We've always been talking fundamentals here - basics - e.g. assuming same tire left and right and a pure steering input. This entire discussion becomes moot if we're talking about radically asymmetric setups, tires, running on banked ovals, combined loading entry, etc etc... because then we can arbitrarily make the situation whatever we want to fit the argument.

In any event, my point is still that the slip angle drag is far from the dominant effect on turn-in and is drowned out by everything else going on. Or, even if there was nothing else present, the effect is going to be so small I don't think the driver would even notice it. Yes it's always present, but so what? Doesn't mean it is really going to show up. I agree though that it's silly to talk in generalities of X does Y because there are few absolutes and gospels.

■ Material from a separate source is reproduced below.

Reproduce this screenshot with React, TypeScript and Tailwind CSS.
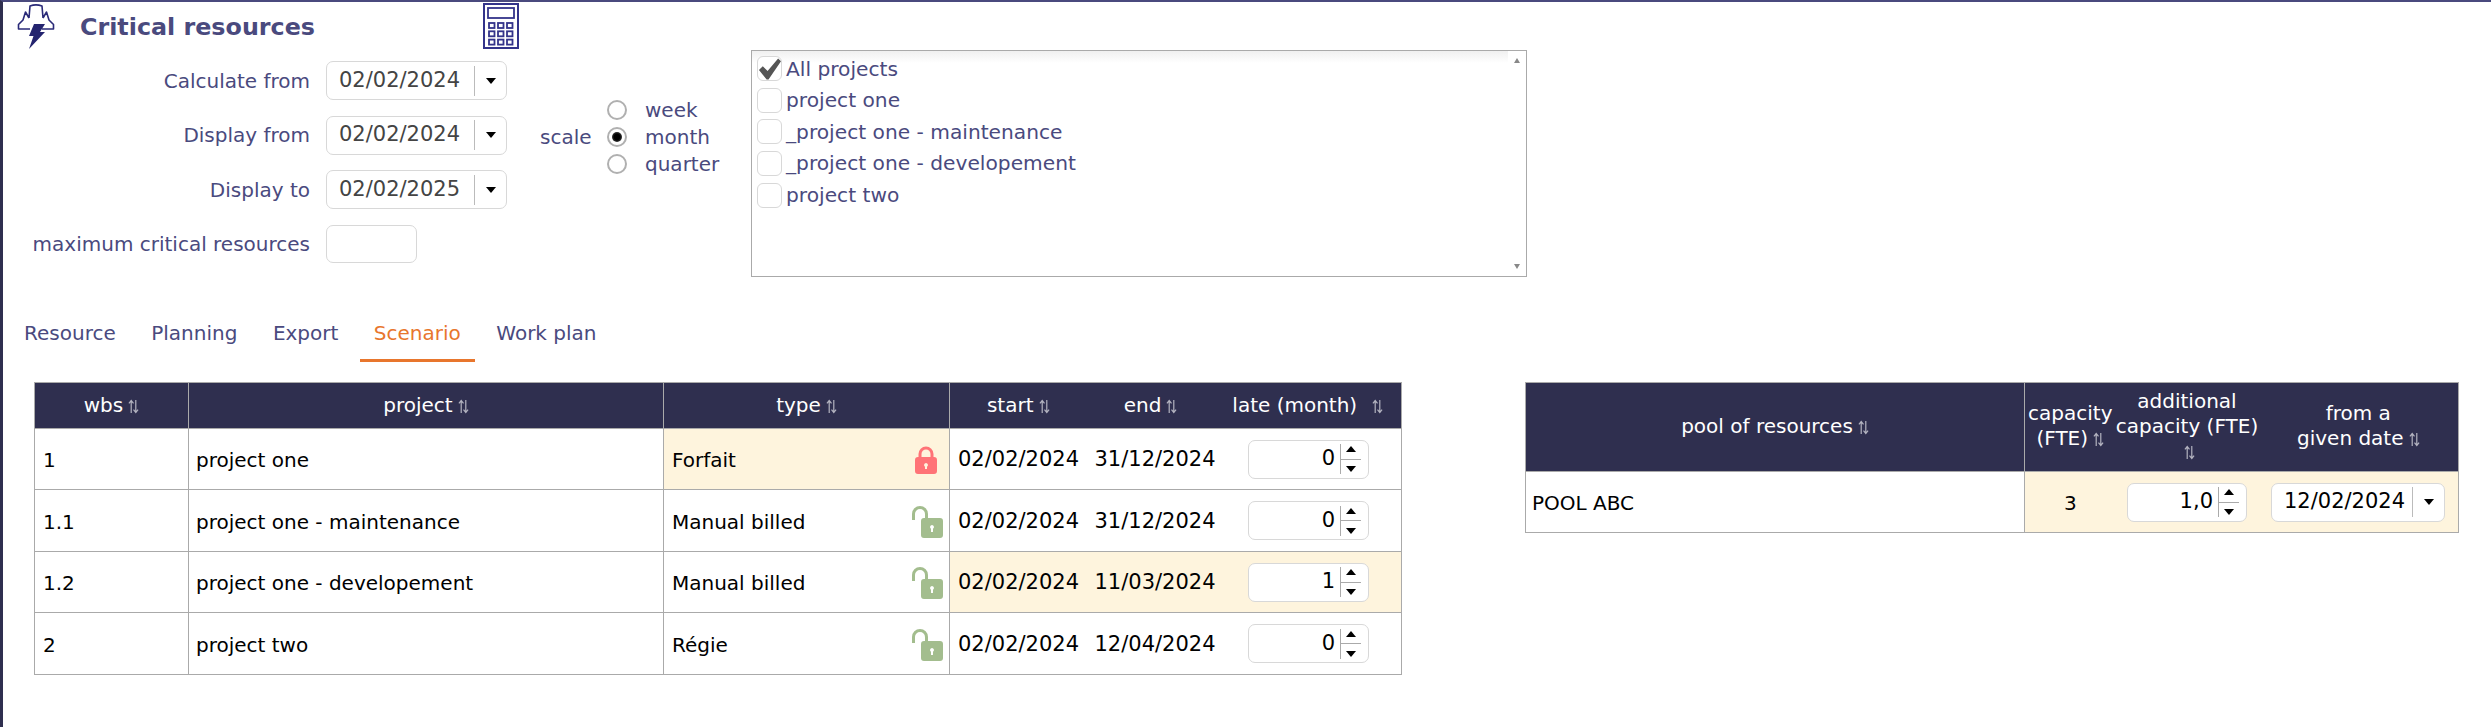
const FONT = "font-['DejaVu_Sans',sans-serif]";

function SortIcon() {
  return (
    <svg viewBox="0 0 12 16" className="inline-block w-[11px] h-[15px] ml-[5px] align-[-2px]" fill="none" stroke="#b4b4c0" strokeWidth="1.3">
      <path d="M3.5 15V2M1 4.5 3.5 1.5 6 4.5" />
      <path d="M8.5 1v13M6 11.5l2.5 3 2.5-3" />
    </svg>
  );
}

function LogoIcon() {
  return (
    <svg viewBox="0 0 38 46" className="w-[38px] h-[46px]" fill="none">
      <path d="M13 26H1.500v-4.500L6 17l2.500-8L12 15M25 26h11.500v-4.500L32 17l-2.500-8L26 15M12 15l1-12c4-1.500 8-1.500 12 0l1 12" stroke="#2a2a78" strokeWidth="1.600" strokeLinejoin="round" />
      <path d="M17 21h11l-5 8h5L12 46l4.500-13H12z" fill="#24246f" />
    </svg>
  );
}

function CalcIcon() {
  const keys = [0, 1, 2, 3, 4, 5, 6, 7, 8];
  return (
    <svg viewBox="0 0 36 46" className="w-[36px] h-[46px]" fill="none" stroke="#33338a" strokeWidth="1.800">
      <rect x="1" y="1" width="34" height="44" strokeWidth="2" />
      <rect x="5" y="5" width="26" height="10" />
      {keys.map((k) => (
        <rect key={k} x={6 + (k % 3) * 9} y={20 + Math.floor(k / 3) * 8.300} width="5.500" height="5" />
      ))}
    </svg>
  );
}

function LockIcon() {
  return (
    <svg viewBox="0 0 22 28" className="w-[22px] h-[28px] shrink-0" fill="#ff7377">
      <path d="M3.500 12V8a7.500 7.500 0 0 1 15 0v4h-3V8a4.500 4.500 0 0 0-9 0v4z" />
      <path fillRule="evenodd" d="M3 11h16a3 3 0 0 1 3 3v11a3 3 0 0 1-3 3H3a3 3 0 0 1-3-3V14a3 3 0 0 1 3-3zm8 6a2 2 0 0 0-1 3.700V23h2v-2.300A2 2 0 0 0 11 17z" />
    </svg>
  );
}

function UnlockIcon() {
  return (
    <svg viewBox="0 0 31 32" className="w-[31px] h-[32px] shrink-0" fill="#a3bd8e">
      <path d="M0 14V8a8 8 0 0 1 16 0v6h-3V8a5 5 0 0 0-10 0v6z" />
      <path fillRule="evenodd" d="M12 12h16a3 3 0 0 1 3 3v14a3 3 0 0 1-3 3H12a3 3 0 0 1-3-3V15a3 3 0 0 1 3-3zm8 7a2 2 0 0 0-1 3.700V26h2v-3.300A2 2 0 0 0 20 19z" />
    </svg>
  );
}

function DateBox({ value, w = "w-[181px]", color = "text-[#444]" }: { value: string; w?: string; color?: string }) {
  return (
    <div className={`${w} h-[39px] bg-white border border-[#d8d8d8] rounded-[7px] flex items-center shrink-0`}>
      <span className={`flex-1 pl-[12px] text-[21px] whitespace-nowrap ${color}`}>{value}</span>
      <span className="w-px h-[30px] bg-[#bbb]" />
      <span className="w-[31px] flex justify-center">
        <span className="w-0 h-0 border-x-[5px] border-x-transparent border-t-[6px] border-t-black" />
      </span>
    </div>
  );
}

function Spin({ value, w }: { value: string; w: string }) {
  return (
    <div className={`${w} h-[39px] bg-white border border-[#d8d8d8] rounded-[7px] flex items-center`}>
      <span className="flex-1 text-right pr-[5px] text-black text-[21px]">{value}</span>
      <span className="w-[21px] h-[30px] border-l border-[#aaa] mr-[7px] flex flex-col items-center justify-between py-[2px]">
        <span className="w-0 h-0 border-x-[5px] border-x-transparent border-b-[6px] border-b-black" />
        <span className="w-full h-px bg-[#aaa]" />
        <span className="w-0 h-0 border-x-[5px] border-x-transparent border-t-[6px] border-t-black" />
      </span>
    </div>
  );
}

function FormRow({ label, children }: { label: string; children: React.ReactNode }) {
  return (
    <div className="flex items-center h-[39px]">
      <span className="w-[307px] text-right text-[#4a4a7e] text-[20px] whitespace-nowrap">{label}</span>
      <span className="w-[16px]" />
      {children}
    </div>
  );
}

function Radio({ label, on }: { label: string; on?: boolean }) {
  return (
    <div className="flex items-center h-[27px]">
      <span className="w-[20px] h-[20px] rounded-full border-2 border-[#b0b0b0] bg-white flex items-center justify-center">
        {on && <span className="w-[10px] h-[10px] rounded-full bg-[radial-gradient(#000_40%,#666)]" />}
      </span>
      <span className="ml-[18px] text-[#4a4a7e] text-[20px]">{label}</span>
    </div>
  );
}

function CheckItem({ label, on }: { label: string; on?: boolean }) {
  return (
    <div className="flex items-center h-[31.6px]">
      <span className="w-[25px] h-[25px] rounded-[6px] border border-[#d8d8d8] bg-white flex items-center justify-center shrink-0">
        {on && (
          <svg viewBox="0 0 24 24" className="w-[24px] h-[24px]" fill="#555">
            <path d="M1 13l4-4 5 5L21 1l3 3-13 19h-2z" />
          </svg>
        )}
      </span>
      <span className="ml-[4px] text-[#4a4a7e] text-[20.200px] whitespace-nowrap">{label}</span>
    </div>
  );
}

const TABS = ["Resource", "Planning", "Export", "Scenario", "Work plan"];

const ROWS = [
  { wbs: "1", name: "project one", type: "Forfait", locked: true, end: "31/12/2024", late: "0", warn: false, h: "h-[61px]" },
  { wbs: "1.1", name: "project one - maintenance", type: "Manual billed", locked: false, end: "31/12/2024", late: "0", warn: false, h: "h-[62px]" },
  { wbs: "1.2", name: "project one - developement", type: "Manual billed", locked: false, end: "11/03/2024", late: "1", warn: true, h: "h-[61px]" },
  { wbs: "2", name: "project two", type: "Régie", locked: false, end: "12/04/2024", late: "0", warn: false, h: "h-[62px]" },
];

export default function App() {
  const th = "bg-[#2f2f4f] text-white font-normal text-[20px] text-center border-y border-[#aaa] whitespace-nowrap pb-[2px]";
  const td = "border-y border-[#aaa] text-black text-[20px] px-[8px] pt-[2px] whitespace-nowrap";
  const num = "text-[21px]";
  const warnBg = "bg-[#fef4dd]";
  return (
    <div className={`${FONT} w-full h-[727px] overflow-hidden bg-white border-t-2 border-t-[#4a4a7e] border-l-[3px] border-l-[#2f2f4f]`}>
      <div className="flex items-center h-[48px]">
        <div className="ml-[14px] w-[63px]"><LogoIcon /></div>
        <h1 className="w-[403px] pt-[4px] font-bold text-[#4a4a7e] text-[23.800px]">Critical resources</h1>
        <CalcIcon />
      </div>

      <div className="flex items-start">
        <div className="flex flex-col gap-[15.500px] pt-[11px] w-[537px]">
          <FormRow label="Calculate from"><DateBox value="02/02/2024" /></FormRow>
          <FormRow label="Display from"><DateBox value="02/02/2024" /></FormRow>
          <FormRow label="Display to"><DateBox value="02/02/2025" /></FormRow>
          <FormRow label="maximum critical resources">
            <div className="w-[91px] h-[38px] bg-white border border-[#d8d8d8] rounded-[7px]" />
          </FormRow>
        </div>

        <div className="flex items-center mt-[46px] w-[211px]">
          <span className="w-[67px] text-[#4a4a7e] text-[20px]">scale</span>
          <div>
            <Radio label="week" />
            <Radio label="month" on />
            <Radio label="quarter" />
          </div>
        </div>

        <div className="w-[776px] h-[227px] border border-[#aaa] flex">
          <div className="flex-1 pl-[5px] pt-[2px] bg-[linear-gradient(#f0f0f0,#ffffff_12px)]">
            <CheckItem label="All projects" on />
            <CheckItem label="project one" />
            <CheckItem label="_project one - maintenance" />
            <CheckItem label="_project one - developement" />
            <CheckItem label="project two" />
          </div>
          <div className="w-[18px] flex flex-col items-center justify-between py-[7px]">
            <span className="w-0 h-0 border-x-[3px] border-x-transparent border-b-[5px] border-b-[#888]" />
            <span className="w-0 h-0 border-x-[3px] border-x-transparent border-t-[5px] border-t-[#888]" />
          </div>
        </div>
      </div>

      <div className="flex gap-[7.500px] ml-[7px] mt-[33px]">
        {TABS.map((t) => (
          <div
            key={t}
            className={`h-[52px] px-[14px] pb-[3px] flex items-center text-[20px] border-b-[3px] ${
              t === "Scenario" ? "text-[#e8762d] border-[#e8762d]" : "text-[#4a4a7e] border-transparent"
            }`}
          >
            {t}
          </div>
        ))}
      </div>

      <div className="flex items-start mt-[20px] ml-[31px]">
        <table className="table-fixed border-collapse w-[1367px] border-x border-[#aaa]">
          <colgroup>
            <col className="w-[154px]" />
            <col className="w-[475px]" />
            <col className="w-[286px]" />
            <col className="w-[137px]" />
            <col className="w-[128px]" />
            <col className="w-[187px]" />
          </colgroup>
          <thead>
            <tr className="h-[46px]">
              <th className={`${th} border-r border-r-[#aaa]`}>wbs<SortIcon /></th>
              <th className={`${th} border-r border-r-[#aaa]`}>project<SortIcon /></th>
              <th className={`${th} border-r border-r-[#aaa]`}>type<SortIcon /></th>
              <th className={th}>start<SortIcon /></th>
              <th className={th}>end<SortIcon /></th>
              <th className={th}>late (month)<span className="ml-[10px]"><SortIcon /></span></th>
            </tr>
          </thead>
          <tbody>
            {ROWS.map((r) => (
              <tr key={r.wbs} className={r.h}>
                <td className={`${td} border-r border-r-[#aaa]`}>{r.wbs}</td>
                <td className={`${td} !pl-[7px] border-r border-r-[#aaa]`}>{r.name}</td>
                <td className={`${td} border-r border-r-[#aaa] ${r.locked ? warnBg : ""}`}>
                  <div className="flex items-center justify-between">
                    <span>{r.type}</span>
                    {r.locked ? <span className="mr-[4px] flex"><LockIcon /></span> : <span className="-mr-[2px] flex"><UnlockIcon /></span>}
                  </div>
                </td>
                <td className={`${td} ${num} ${r.warn ? warnBg : ""}`}>02/02/2024</td>
                <td className={`${td} ${num} ${r.warn ? warnBg : ""}`}>{r.end}</td>
                <td className={`${td} !pt-0 ${r.warn ? warnBg : ""}`}>
                  <div className="flex justify-end pr-[24px]"><Spin value={r.late} w="w-[121px]" /></div>
                </td>
              </tr>
            ))}
          </tbody>
        </table>

        <table className="table-fixed border-collapse w-[933px] ml-[123px] border-x border-[#aaa]">
          <colgroup>
            <col className="w-[499px]" />
            <col className="w-[91px]" />
            <col className="w-[143px]" />
            <col className="w-[200px]" />
          </colgroup>
          <thead>
            <tr className="h-[89px]">
              <th className={`${th} border-r border-r-[#aaa]`}>pool of resources<SortIcon /></th>
              <th className={`${th} leading-[25px]`}>capacity<br />(FTE)<SortIcon /></th>
              <th className={`${th} leading-[25px]`}>additional<br />capacity (FTE)<br /><SortIcon /></th>
              <th className={`${th} leading-[25px]`}>from a<br />given date<SortIcon /></th>
            </tr>
          </thead>
          <tbody>
            <tr className="h-[61px]">
              <td className={`${td} !pl-[6px] border-r border-r-[#aaa]`}>POOL ABC</td>
              <td className={`${td} ${warnBg} text-center`}>3</td>
              <td className={`${td} !pt-0 ${warnBg}`}>
                <div className="flex justify-center"><Spin value="1,0" w="w-[120px]" /></div>
              </td>
              <td className={`${td} !pt-0 ${warnBg}`}>
                <div className="flex justify-end pr-[5px]"><DateBox value="12/02/2024" w="w-[174px]" color="text-black" /></div>
              </td>
            </tr>
          </tbody>
        </table>
      </div>
    </div>
  );
}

Anyway, still not really not so much a "slip angle optimization" thing since we're talking about linear range. Just manipulating what you have in that range.

[GSpeedR]

"More optimal slip angles" meant more slip angle on the tire with the greater cornering stiffness. Linear range tires meaning linear cornering stiffness, but not necessarily linear friction coefficient, which I assume you also meant, otherwise vertical load sensitivity wouldn't be a factor.

I am not referring to "slip angle drag", which is defined as the portion of lateral force parallel to the path velocity [drag = Fy*sin(slip angle)], but the longitudinal component of a steered wheel in vehicle coordinates [Fx = Fy*sin(steer angle)]. Both will be very small for a vehicle at turn-in, but I only make the distinction as vehicles negotiating turn radii of the same order as the track widths (high steer), the effects are very significant. I don't consider this making the situation arbitrary, but I think you've made good points in any case.

[thisisatest]

also, as often is said that toe out helps with turn in, it is also said that too much toe out can lead to understeer. i think this is part of the picture. if the end result is some understeer, then the transient turn in behavior will feel more aggressive.

hey, Jersey! that's what i meant by this.